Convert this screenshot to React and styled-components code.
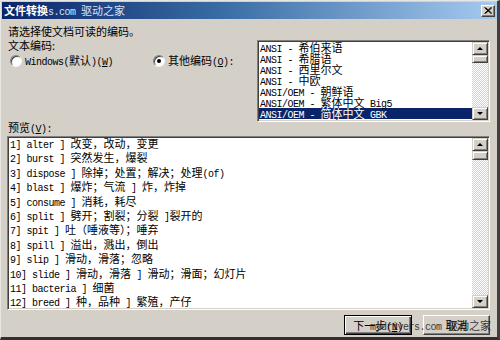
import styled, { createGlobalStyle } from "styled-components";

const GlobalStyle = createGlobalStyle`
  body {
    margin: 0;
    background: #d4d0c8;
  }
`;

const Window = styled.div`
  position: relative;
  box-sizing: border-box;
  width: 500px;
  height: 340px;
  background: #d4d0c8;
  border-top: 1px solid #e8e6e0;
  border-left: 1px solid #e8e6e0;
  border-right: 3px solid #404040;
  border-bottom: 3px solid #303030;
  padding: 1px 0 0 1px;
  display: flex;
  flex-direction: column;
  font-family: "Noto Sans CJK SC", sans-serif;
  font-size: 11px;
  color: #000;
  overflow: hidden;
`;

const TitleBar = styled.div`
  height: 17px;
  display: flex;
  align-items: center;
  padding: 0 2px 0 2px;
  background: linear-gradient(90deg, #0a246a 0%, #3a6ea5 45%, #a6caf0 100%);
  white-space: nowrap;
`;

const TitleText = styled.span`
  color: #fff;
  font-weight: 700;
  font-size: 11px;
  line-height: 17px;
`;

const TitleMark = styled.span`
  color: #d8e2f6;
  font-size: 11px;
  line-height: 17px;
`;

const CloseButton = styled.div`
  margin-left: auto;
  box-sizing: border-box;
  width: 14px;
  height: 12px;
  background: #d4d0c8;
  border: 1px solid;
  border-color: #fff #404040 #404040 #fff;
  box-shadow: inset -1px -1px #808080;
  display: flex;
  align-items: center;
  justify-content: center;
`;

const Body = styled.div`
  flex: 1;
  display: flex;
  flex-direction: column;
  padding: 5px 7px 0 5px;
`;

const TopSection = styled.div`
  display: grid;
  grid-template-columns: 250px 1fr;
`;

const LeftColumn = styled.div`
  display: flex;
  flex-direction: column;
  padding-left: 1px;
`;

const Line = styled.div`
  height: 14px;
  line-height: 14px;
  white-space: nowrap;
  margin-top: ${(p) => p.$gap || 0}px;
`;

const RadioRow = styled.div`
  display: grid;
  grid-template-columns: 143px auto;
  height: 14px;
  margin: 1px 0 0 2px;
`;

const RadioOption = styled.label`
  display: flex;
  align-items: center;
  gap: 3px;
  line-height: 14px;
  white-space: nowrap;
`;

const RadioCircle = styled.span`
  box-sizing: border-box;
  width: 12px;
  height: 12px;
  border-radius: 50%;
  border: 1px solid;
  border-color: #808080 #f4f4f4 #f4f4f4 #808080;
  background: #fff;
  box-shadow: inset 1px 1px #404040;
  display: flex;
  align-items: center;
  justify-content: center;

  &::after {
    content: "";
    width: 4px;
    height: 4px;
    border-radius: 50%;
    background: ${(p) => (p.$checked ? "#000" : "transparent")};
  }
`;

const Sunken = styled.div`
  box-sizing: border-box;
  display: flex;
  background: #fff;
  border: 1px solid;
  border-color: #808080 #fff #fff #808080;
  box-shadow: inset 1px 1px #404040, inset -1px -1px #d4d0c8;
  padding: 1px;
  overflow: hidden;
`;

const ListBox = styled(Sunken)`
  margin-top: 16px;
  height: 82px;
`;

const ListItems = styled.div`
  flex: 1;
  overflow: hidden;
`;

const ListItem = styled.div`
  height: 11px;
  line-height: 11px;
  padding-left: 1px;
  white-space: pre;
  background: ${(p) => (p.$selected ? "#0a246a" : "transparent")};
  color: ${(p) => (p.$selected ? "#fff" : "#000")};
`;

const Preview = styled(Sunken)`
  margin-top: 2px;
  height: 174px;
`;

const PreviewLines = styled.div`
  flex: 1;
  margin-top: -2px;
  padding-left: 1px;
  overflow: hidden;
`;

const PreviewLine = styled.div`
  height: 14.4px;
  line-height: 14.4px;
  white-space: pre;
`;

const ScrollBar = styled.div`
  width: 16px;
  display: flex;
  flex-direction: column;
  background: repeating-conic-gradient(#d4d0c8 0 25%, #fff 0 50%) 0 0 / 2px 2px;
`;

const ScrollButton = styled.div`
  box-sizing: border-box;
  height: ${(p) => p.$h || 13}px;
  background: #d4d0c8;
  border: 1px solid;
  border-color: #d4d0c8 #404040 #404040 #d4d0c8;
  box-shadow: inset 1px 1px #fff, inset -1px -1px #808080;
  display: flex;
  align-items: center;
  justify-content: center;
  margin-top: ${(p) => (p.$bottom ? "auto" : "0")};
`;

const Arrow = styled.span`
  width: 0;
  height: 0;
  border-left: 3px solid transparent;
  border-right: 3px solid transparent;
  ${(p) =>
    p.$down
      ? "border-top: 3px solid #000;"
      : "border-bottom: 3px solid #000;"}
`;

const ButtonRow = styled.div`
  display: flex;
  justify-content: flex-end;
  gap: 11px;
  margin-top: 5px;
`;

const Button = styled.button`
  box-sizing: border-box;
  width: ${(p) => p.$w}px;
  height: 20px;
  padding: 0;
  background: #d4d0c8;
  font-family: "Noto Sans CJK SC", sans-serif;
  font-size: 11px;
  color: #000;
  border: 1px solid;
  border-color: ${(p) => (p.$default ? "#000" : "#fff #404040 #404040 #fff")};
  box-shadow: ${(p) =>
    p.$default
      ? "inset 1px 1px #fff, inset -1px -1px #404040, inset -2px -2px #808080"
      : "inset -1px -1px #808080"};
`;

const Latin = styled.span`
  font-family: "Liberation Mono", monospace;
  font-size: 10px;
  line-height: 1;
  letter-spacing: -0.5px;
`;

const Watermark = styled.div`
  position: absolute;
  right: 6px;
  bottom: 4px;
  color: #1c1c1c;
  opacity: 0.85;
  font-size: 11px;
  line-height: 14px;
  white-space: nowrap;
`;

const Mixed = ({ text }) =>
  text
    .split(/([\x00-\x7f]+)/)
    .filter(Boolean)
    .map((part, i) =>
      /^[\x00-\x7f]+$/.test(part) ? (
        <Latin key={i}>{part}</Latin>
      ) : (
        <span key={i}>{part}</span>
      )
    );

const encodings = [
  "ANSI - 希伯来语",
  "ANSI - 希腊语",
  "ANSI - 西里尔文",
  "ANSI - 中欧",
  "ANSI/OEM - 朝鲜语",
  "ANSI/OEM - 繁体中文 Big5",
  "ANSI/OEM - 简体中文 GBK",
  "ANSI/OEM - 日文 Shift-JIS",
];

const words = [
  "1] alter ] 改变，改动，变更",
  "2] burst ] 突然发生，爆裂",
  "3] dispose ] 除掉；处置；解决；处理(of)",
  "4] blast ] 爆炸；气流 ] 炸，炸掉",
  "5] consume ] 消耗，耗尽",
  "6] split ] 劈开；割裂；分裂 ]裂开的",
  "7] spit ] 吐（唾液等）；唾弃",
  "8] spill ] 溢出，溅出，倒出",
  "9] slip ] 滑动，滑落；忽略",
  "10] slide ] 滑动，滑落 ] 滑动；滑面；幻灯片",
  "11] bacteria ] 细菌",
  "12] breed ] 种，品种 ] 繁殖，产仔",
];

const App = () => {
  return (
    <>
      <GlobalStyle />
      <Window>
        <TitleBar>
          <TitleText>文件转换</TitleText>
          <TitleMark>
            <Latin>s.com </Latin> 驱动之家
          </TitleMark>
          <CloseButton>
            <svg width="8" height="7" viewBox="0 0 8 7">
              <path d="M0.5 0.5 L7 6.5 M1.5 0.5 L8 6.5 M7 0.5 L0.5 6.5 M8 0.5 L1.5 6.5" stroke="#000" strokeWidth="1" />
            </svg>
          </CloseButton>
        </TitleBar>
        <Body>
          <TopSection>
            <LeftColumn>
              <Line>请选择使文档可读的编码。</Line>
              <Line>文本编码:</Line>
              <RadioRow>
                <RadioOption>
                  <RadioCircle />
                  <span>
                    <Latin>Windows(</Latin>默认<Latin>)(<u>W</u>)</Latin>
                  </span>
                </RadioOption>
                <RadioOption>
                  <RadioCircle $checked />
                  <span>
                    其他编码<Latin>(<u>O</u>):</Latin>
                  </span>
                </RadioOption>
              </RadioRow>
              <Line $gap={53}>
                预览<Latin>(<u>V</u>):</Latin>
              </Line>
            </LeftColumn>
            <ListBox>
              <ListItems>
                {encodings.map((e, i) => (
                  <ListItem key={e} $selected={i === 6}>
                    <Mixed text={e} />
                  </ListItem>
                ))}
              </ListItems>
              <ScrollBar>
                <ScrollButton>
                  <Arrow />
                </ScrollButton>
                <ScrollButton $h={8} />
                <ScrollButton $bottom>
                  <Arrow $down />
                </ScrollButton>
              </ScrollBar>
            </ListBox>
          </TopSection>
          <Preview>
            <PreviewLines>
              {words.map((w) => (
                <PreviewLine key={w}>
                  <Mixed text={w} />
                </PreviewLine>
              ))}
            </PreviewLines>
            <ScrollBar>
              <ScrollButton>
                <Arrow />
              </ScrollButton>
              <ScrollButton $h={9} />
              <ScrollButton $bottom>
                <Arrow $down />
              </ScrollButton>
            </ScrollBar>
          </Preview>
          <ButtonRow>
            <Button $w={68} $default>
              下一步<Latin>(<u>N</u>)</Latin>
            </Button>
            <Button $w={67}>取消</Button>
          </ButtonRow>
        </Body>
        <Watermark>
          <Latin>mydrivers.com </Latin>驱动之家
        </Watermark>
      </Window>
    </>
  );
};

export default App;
-------------------------
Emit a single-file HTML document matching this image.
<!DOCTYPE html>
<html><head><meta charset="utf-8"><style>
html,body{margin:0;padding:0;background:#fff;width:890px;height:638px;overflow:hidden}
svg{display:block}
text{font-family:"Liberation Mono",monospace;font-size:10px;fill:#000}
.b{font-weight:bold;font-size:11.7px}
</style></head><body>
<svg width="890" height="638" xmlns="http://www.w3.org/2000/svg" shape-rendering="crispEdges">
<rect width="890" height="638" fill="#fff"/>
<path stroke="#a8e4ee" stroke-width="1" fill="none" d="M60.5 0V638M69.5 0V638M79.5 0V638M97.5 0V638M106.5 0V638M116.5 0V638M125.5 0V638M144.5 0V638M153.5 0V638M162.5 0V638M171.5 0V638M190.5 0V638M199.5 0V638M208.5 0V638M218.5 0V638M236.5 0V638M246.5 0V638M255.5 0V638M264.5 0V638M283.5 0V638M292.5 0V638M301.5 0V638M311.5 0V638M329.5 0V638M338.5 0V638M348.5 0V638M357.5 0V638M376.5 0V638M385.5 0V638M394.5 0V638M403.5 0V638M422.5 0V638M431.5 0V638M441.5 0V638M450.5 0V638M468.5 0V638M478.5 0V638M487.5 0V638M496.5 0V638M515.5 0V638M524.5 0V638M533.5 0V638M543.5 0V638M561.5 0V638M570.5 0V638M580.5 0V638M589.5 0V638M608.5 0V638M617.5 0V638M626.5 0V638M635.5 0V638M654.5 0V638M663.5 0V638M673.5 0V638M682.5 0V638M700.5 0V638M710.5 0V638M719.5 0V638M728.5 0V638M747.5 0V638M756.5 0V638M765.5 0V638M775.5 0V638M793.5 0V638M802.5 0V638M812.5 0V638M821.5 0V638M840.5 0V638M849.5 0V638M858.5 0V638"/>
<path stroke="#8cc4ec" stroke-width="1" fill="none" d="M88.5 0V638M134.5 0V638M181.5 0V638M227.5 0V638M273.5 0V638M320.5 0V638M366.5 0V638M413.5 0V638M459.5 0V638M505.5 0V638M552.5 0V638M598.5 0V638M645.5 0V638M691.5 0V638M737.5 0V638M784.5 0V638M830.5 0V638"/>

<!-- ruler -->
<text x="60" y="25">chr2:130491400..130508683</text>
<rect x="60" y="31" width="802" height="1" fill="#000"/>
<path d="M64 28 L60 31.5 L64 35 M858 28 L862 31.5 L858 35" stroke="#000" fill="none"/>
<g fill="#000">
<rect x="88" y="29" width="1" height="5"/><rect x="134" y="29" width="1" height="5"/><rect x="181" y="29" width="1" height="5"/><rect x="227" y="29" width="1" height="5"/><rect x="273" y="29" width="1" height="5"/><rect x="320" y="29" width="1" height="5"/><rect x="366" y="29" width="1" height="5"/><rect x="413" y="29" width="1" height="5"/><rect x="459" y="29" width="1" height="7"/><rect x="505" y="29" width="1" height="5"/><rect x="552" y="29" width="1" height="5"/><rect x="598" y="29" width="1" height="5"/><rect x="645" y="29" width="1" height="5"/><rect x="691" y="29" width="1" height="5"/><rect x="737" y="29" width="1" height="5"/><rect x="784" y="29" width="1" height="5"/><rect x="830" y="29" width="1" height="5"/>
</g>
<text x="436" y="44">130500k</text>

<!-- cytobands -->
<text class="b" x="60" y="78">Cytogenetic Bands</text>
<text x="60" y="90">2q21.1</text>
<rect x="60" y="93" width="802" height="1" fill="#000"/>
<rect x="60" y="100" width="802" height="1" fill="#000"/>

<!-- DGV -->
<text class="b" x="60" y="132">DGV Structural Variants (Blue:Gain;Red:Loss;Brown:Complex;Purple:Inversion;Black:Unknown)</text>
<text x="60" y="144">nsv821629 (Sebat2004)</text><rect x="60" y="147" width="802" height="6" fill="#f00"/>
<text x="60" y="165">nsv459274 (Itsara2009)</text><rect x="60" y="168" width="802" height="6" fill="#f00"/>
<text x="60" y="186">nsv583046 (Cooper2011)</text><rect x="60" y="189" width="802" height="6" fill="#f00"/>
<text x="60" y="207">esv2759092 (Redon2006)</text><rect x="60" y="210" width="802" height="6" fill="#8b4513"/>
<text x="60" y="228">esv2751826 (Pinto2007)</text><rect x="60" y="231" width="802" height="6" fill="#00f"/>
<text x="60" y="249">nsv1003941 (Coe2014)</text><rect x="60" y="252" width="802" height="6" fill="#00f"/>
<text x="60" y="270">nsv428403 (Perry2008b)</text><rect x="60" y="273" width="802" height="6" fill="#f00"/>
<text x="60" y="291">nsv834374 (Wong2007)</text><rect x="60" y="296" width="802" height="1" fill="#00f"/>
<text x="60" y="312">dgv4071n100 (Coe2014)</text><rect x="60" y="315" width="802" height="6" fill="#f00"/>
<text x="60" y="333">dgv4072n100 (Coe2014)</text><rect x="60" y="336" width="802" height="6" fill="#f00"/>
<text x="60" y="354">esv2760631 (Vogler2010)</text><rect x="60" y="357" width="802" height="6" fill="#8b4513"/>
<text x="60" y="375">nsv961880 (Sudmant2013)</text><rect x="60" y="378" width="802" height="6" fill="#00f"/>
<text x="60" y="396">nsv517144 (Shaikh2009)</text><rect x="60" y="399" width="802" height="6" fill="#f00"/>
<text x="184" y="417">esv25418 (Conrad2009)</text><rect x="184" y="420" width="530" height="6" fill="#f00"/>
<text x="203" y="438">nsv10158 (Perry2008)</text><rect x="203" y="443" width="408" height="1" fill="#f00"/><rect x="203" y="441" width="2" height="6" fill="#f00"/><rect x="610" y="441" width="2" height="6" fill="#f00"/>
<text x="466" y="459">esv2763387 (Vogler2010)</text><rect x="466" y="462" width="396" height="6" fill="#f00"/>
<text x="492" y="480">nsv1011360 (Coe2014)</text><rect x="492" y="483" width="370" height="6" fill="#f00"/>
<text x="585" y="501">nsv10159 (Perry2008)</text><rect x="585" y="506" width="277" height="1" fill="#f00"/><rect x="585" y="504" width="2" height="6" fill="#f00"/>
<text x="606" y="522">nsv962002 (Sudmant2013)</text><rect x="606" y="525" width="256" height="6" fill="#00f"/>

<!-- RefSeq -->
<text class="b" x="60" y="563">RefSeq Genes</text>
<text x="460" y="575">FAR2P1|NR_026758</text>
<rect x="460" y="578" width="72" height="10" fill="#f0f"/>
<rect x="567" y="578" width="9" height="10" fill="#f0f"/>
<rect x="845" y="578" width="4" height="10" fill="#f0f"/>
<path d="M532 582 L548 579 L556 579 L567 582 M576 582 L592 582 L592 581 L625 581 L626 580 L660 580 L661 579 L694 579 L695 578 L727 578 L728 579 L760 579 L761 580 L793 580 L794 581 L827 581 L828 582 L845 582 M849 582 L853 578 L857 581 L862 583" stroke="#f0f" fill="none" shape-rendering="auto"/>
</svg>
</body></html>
-------------------------
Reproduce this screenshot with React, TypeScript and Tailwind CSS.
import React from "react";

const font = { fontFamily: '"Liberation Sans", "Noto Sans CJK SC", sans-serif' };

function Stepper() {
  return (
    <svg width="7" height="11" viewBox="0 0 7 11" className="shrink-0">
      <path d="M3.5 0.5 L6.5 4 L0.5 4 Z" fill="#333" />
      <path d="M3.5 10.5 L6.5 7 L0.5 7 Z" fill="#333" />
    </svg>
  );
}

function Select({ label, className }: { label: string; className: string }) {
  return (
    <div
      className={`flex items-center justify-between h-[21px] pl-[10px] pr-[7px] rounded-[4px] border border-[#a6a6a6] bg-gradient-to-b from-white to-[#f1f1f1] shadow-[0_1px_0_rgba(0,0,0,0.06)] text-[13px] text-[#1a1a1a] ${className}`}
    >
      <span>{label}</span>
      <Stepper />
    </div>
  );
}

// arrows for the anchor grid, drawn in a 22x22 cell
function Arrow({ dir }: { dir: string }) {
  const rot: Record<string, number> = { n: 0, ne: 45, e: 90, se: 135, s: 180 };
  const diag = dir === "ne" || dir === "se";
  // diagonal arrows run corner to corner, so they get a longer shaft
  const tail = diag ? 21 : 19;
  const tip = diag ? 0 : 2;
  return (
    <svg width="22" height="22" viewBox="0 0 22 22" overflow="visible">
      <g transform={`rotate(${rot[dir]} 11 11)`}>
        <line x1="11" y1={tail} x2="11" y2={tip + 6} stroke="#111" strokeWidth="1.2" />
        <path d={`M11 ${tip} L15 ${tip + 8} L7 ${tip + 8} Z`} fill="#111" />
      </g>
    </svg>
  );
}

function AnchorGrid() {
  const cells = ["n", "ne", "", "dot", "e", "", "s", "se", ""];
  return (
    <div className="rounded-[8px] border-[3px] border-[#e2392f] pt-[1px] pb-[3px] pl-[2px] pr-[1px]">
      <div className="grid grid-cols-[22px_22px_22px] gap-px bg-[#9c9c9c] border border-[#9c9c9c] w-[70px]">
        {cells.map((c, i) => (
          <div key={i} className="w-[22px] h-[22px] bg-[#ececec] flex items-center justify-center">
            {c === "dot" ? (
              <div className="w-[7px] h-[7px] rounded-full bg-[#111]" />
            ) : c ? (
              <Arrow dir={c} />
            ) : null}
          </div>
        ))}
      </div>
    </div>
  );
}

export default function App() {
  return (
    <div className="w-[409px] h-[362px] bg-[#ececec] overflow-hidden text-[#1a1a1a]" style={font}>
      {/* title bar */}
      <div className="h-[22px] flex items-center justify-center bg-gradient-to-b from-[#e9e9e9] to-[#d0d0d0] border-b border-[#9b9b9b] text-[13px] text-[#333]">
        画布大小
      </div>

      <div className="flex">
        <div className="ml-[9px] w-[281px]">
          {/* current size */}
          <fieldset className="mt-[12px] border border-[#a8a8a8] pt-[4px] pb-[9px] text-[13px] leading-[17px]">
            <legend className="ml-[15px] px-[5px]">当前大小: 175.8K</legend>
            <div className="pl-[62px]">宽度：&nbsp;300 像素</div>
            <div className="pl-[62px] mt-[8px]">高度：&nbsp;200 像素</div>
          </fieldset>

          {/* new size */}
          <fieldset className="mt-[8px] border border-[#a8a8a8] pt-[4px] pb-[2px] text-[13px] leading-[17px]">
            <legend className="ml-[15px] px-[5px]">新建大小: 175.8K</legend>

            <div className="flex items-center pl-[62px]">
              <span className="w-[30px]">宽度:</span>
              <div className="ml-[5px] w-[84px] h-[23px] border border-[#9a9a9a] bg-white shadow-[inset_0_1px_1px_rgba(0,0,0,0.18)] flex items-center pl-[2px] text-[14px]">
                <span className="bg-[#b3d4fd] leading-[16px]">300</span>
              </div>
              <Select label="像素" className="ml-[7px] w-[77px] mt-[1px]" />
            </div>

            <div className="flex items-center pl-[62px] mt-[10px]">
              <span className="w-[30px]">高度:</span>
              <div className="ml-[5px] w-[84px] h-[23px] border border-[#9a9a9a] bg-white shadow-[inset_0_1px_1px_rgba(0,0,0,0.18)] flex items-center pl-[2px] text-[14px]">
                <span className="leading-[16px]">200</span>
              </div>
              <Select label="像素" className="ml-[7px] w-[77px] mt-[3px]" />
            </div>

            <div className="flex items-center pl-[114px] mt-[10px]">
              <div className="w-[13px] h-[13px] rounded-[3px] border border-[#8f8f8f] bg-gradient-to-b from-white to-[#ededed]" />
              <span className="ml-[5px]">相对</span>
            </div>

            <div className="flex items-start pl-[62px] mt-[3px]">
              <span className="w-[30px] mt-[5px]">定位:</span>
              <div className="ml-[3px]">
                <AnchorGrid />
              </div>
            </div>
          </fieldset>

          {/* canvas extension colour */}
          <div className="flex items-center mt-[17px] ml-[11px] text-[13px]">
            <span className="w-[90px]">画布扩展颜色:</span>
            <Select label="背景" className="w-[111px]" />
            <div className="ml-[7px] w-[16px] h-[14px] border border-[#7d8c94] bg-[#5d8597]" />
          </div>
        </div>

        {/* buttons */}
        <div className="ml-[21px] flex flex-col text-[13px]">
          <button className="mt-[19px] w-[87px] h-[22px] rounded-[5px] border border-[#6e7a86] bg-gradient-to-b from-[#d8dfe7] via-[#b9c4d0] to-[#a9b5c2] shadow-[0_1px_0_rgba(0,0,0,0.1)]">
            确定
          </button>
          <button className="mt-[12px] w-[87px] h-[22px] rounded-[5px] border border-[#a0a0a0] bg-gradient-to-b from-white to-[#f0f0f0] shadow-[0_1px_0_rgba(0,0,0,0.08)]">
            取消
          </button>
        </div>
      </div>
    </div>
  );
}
-------------------------
Identify how many lines in the entries above include the string "screenshot", then state that number alone.

2